In 1980, the company transitioned from being a large format proprietary product vendor to being a full-line photographic product supplier. In 1983, the company left the view camera manufacturing business and outsourced production to the Netherlands. In 1989, Calumet made a notable improvement on Polaroid instant film technology. In 1992, the company leased 85000 sqft of office space in Bensenville, Illinois, and relocated its corporate headquarters.

In the 1990s, Calumet was acquired by Wolsely plc, a UK FTSE100 company primarily involved in the Plumbing and Construction industry who already had acquired the main United Kingdom professional photo retail chain KJP, who already had branches throughout the UK and also in Germany and the Netherlands. Wolsely sold the company in the early 2000s and the European operation was then rebranded as Calumet. By early 2009, the company had 20 locations in Europe. In 2007, the retail location in Bensenville was moved next to the Oakbrook Center shopping mall in Oak Brook, Illinois. In February 2012, the company acquired the three remaining Washington, DC, area Penn Camera locations after a United States bankruptcy court ruling following Penn Camera's elimination of 5 of its 8 locations. In October 2012, the company opened three new locations in Maryland, Florida and Illinois following the bankruptcy and liquidation of Ritz Camera. As of 2012, the company's headquarters were located on West Bliss Street in Chicago.

Calumet stores hosted free classes, seminars and demonstrations in dedicated spaces.

On March 13, 2014, the following was posted on the company's Facebook page: "After 75 years of business it is with a heavy heart that we announce our immediate closing in the United States (our European stores will continue). It has been a joy to share our passion for photography with you all of these years. We'll miss each other and we'll miss all of our customers. Thank you for everything." At the same time their website and Twitter account also went offline. Shortly after, the same message was posted on the locked doors of the closed stores. According to Crain's Chicago Business, the company filed for Chapter 7 Bankruptcy after a lender opted not to continue its financing.

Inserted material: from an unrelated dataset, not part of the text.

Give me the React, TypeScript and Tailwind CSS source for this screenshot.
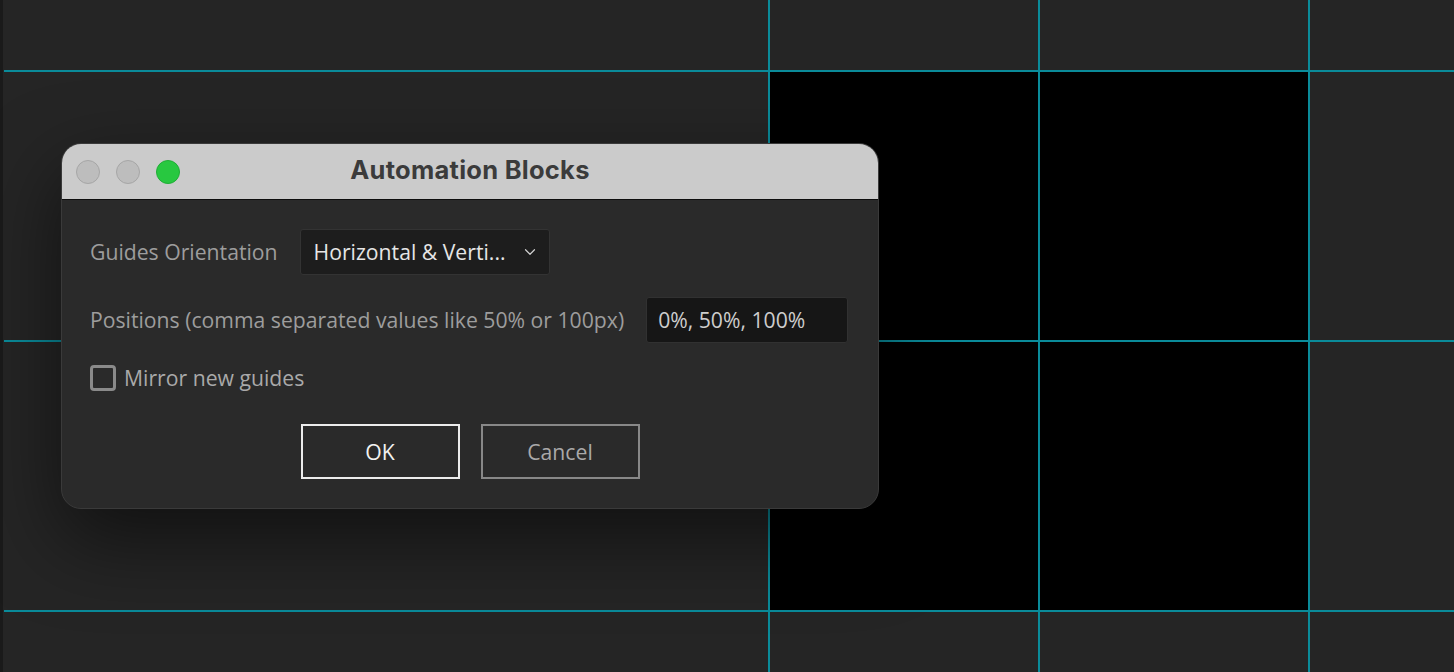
import { ChevronDown } from 'lucide-react';

const guideColor = 'bg-[#0a8b9a]';

const TrafficLight = ({ color }: { color: string }) => (
  <span className={`block h-[24px] w-[24px] rounded-full border ${color}`} />
);

const App = () => {
  return (
    <div className="relative h-[672px] w-[1454px] overflow-hidden bg-[#252525] font-['Open_Sans',sans-serif]">
      {/* left panel edge */}
      <div className="absolute left-0 top-0 h-full w-[3px] bg-[#1a1a1a]" />

      {/* composition area */}
      <div className="absolute left-[770px] top-[72px] h-[538px] w-[538px] bg-black" />

      {/* guides */}
      <div className={`absolute left-[4px] right-0 top-[70px] h-[2px] ${guideColor}`} />
      <div className={`absolute left-[4px] right-0 top-[340px] h-[2px] ${guideColor}`} />
      <div className={`absolute left-[4px] right-0 top-[610px] h-[2px] ${guideColor}`} />
      <div className={`absolute bottom-0 top-0 left-[768px] w-[2px] ${guideColor}`} />
      <div className={`absolute bottom-0 top-0 left-[1038px] w-[2px] ${guideColor}`} />
      <div className={`absolute bottom-0 top-0 left-[1308px] w-[2px] ${guideColor}`} />

      {/* dialog window */}
      <div className="absolute left-[61px] top-[143px] flex w-[818px] flex-col overflow-hidden rounded-[20px] border border-[#3a3a3a] bg-[#2a2a2a] shadow-[0_30px_80px_rgba(0,0,0,0.55)]">
        <div className="relative flex h-[56px] items-center border-b border-[#0e0e0e] bg-[#cbcbcb] px-[14px]">
          <div className="z-10 flex items-center gap-[16px]">
            <TrafficLight color="bg-[#bdbdbd] border-[#a6a6a6]" />
            <TrafficLight color="bg-[#bdbdbd] border-[#a6a6a6]" />
            <TrafficLight color="bg-[#28c840] border-[#20ad36]" />
          </div>
          <h1 className="absolute inset-x-0 -mt-[2px] text-center font-['Inter',sans-serif] text-[25.5px] font-bold tracking-[0.01em] text-[#3b3b3b]">
            Automation Blocks
          </h1>
        </div>

        <div className="flex flex-col px-[28px] pb-[29px] pt-[29px] text-[21.2px] leading-[28px]">
          <div className="flex items-center gap-[22px]">
            <span className="text-[#9d9d9d]">Guides Orientation</span>
            <div className="flex h-[46px] w-[250px] items-center justify-between rounded-[3px] border border-[#333] bg-[#1d1d1d] pl-[13px] pr-[10px] text-[#e6e6e6]">
              <span>Horizontal &amp; Verti...</span>
              <ChevronDown size={18} strokeWidth={1.6} className="text-[#cfcfcf]" />
            </div>
          </div>

          <div className="mt-[22px] flex items-center gap-[22px]">
            <span className="text-[#9d9d9d]">Positions (comma separated values like 50% or 100px)</span>
            <div className="flex h-[46px] w-[202px] items-center rounded-[3px] border border-[#313131] bg-[#161616] px-[11px] text-[#cdcdcd]">
              0%, 50%, 100%
            </div>
          </div>

          <label className="mt-[22px] flex h-[26px] items-center gap-[8px]">
            <span className="block h-[26px] w-[26px] rounded-[4px] border-[3px] border-[#8a8a8a]" />
            <span className="text-[#a9a9a9]">Mirror new guides</span>
          </label>

          <div className="mt-[33px] flex justify-center gap-[21px]">
            <button className="h-[55px] w-[159px] border-2 border-[#ececec] text-[#f2f2f2]">OK</button>
            <button className="h-[55px] w-[159px] border-2 border-[#888] text-[#a9a9a9]">Cancel</button>
          </div>
        </div>
      </div>
    </div>
  );
};

export default App;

In April 2014, some of the principals bid on the inventory, store leases and other assets. On May 2, C&A Marketing acquired most of the assets and announced plans to reopen both calumetphoto.com and the equipment rental business. Less than one week later, the C&A announced that it would reopen the Oak Brook, Illinois, location on May 11.

In January 2016 C&A Marketing closed all remaining Calumet locations in the United States.

==European operations==
The 2014 bankruptcy of the U.S. branch had no direct impact on Calumet Photographic's operations in the UK and mainland Europe, where all stores continue trading as normal.

Following the growth of the camera rental market, Calumet Photographic UK launched a dedicated rental website to feature rental equipment and allow customers to reserve equipment. In 2014, the UK brand won a Gold Retailer award for customer service from Amateur Photographer and What Digital Camera. In March 2015, the Calumet Student Photographer Of The Year award program was launched in partnership with photographic brands including Canon Inc and Manfrotto.

On June 7, 2016, mid-market investment firm Aurelius announced that it had acquired Calumet International Ltd., a holding company comprising both the Calumet Photographic brand and professional lighting producer Bowens Lighting. Calumet Photographic's physical presence, in July 2016, comprised nine branches in the UK, six in Germany, two in the Netherlands and one in Belgium.

On March 3, 2017, Aurelius announced it had acquired competing UK company Wex Photographic, and the two companies would be merged. In September 2017 they announced the two businesses would be rebranded in the UK as Wex Photo Video and a new London store opened, the largest in the UK. As of 2023, Wex Photo Video operate 14 stores across major cities in the UK, together with a mail order and equipment rental operation.